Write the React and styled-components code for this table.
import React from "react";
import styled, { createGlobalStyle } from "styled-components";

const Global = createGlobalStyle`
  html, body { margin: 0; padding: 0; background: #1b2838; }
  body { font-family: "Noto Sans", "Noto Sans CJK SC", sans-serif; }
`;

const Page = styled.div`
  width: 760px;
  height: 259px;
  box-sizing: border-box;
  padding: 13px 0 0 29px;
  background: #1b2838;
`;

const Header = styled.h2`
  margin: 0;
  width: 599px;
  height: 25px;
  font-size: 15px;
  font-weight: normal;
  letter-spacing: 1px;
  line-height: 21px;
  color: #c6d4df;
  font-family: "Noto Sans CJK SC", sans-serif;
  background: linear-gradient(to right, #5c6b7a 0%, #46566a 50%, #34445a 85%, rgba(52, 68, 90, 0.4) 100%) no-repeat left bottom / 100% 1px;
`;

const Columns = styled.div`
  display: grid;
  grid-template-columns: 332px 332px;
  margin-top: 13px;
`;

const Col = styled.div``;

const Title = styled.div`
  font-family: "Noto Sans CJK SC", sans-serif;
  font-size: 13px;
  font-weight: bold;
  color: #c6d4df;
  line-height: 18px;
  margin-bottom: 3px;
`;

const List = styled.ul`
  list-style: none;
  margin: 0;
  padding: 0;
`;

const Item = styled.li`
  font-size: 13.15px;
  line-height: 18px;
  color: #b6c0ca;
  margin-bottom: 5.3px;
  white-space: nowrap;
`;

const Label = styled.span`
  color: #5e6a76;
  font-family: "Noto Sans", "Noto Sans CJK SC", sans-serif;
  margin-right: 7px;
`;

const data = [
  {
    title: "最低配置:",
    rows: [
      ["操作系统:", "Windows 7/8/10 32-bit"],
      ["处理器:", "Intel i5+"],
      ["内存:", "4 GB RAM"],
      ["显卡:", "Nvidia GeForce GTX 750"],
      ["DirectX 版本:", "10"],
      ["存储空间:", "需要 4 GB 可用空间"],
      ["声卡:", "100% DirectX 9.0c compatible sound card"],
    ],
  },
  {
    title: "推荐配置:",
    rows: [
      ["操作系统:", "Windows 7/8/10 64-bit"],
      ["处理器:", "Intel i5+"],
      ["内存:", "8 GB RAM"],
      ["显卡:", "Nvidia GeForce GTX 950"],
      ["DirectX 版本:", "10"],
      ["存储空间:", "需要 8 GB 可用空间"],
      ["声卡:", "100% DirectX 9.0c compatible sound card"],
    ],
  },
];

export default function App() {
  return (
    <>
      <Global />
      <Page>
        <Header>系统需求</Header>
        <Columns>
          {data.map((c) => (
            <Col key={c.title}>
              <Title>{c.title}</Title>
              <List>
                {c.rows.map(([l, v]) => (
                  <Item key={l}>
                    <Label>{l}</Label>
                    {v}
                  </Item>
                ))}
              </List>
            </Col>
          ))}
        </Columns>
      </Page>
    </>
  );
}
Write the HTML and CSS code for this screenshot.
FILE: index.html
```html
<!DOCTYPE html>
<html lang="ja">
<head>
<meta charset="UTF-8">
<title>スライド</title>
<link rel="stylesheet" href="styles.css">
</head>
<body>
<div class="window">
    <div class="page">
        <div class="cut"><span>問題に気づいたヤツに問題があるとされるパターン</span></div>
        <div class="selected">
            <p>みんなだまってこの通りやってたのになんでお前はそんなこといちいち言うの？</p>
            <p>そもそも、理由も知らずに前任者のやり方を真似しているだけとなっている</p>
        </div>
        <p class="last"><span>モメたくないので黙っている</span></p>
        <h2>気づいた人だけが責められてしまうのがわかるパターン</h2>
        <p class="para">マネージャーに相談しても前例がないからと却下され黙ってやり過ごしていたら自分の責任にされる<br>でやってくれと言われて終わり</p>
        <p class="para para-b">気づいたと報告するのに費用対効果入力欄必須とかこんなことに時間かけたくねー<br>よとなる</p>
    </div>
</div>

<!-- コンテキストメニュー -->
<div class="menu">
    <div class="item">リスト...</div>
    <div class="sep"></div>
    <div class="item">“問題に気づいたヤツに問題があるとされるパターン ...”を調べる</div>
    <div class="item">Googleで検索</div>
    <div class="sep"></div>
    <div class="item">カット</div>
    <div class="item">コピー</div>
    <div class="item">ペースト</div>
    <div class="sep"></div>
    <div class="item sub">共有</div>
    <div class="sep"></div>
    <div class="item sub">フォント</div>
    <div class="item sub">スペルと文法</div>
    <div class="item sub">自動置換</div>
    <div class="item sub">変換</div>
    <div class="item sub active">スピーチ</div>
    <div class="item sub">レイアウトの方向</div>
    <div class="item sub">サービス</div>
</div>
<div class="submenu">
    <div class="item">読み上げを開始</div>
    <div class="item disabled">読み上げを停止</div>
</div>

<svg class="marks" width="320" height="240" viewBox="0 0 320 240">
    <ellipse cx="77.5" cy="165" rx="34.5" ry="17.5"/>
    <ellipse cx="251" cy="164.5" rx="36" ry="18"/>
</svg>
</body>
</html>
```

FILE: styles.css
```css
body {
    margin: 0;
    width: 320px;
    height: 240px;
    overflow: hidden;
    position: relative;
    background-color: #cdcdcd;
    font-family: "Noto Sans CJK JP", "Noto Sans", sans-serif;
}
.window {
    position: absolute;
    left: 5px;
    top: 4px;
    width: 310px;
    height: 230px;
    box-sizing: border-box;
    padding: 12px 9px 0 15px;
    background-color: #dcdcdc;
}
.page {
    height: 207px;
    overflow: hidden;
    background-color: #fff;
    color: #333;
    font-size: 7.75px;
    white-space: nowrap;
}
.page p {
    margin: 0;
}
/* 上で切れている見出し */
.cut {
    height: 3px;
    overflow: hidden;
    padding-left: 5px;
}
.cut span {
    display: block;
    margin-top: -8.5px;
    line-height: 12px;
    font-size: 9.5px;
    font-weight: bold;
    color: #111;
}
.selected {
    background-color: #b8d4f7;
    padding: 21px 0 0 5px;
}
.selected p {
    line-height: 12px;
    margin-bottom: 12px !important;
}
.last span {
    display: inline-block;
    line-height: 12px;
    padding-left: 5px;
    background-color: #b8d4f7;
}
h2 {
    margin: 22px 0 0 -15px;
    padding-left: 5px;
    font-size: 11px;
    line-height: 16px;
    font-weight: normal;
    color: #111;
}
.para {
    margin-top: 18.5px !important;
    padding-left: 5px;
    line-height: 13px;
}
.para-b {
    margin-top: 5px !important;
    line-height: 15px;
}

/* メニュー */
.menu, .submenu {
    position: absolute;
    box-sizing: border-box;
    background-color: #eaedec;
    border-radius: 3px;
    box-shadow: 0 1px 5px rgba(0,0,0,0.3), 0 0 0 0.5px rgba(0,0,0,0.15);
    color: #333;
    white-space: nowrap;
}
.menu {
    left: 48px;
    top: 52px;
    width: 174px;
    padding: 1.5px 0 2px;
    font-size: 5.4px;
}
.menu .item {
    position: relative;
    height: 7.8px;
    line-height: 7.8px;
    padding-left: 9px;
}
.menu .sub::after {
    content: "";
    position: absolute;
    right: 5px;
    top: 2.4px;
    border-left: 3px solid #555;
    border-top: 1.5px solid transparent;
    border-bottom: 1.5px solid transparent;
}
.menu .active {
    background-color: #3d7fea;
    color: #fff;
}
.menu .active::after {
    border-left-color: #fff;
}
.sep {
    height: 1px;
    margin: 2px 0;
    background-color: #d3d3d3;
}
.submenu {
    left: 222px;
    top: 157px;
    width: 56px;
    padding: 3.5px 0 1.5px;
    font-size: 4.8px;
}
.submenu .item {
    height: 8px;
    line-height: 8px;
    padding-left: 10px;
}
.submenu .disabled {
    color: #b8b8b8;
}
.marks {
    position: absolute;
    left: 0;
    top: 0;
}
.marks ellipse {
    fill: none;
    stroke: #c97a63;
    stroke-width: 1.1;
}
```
---
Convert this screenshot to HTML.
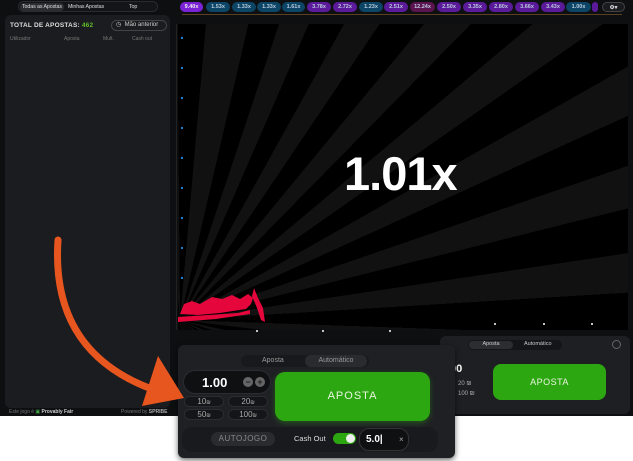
---
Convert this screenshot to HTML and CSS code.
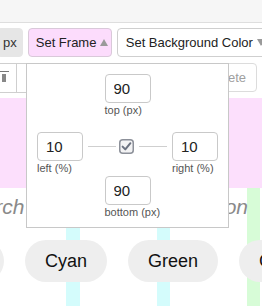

# WRITTEN INSTRUCTION
Only lines holding the string "React" are wanted; gather each one from the entries above.

# COMPLETED TASK
Write the React and styled-components code for this table.
import React from "react";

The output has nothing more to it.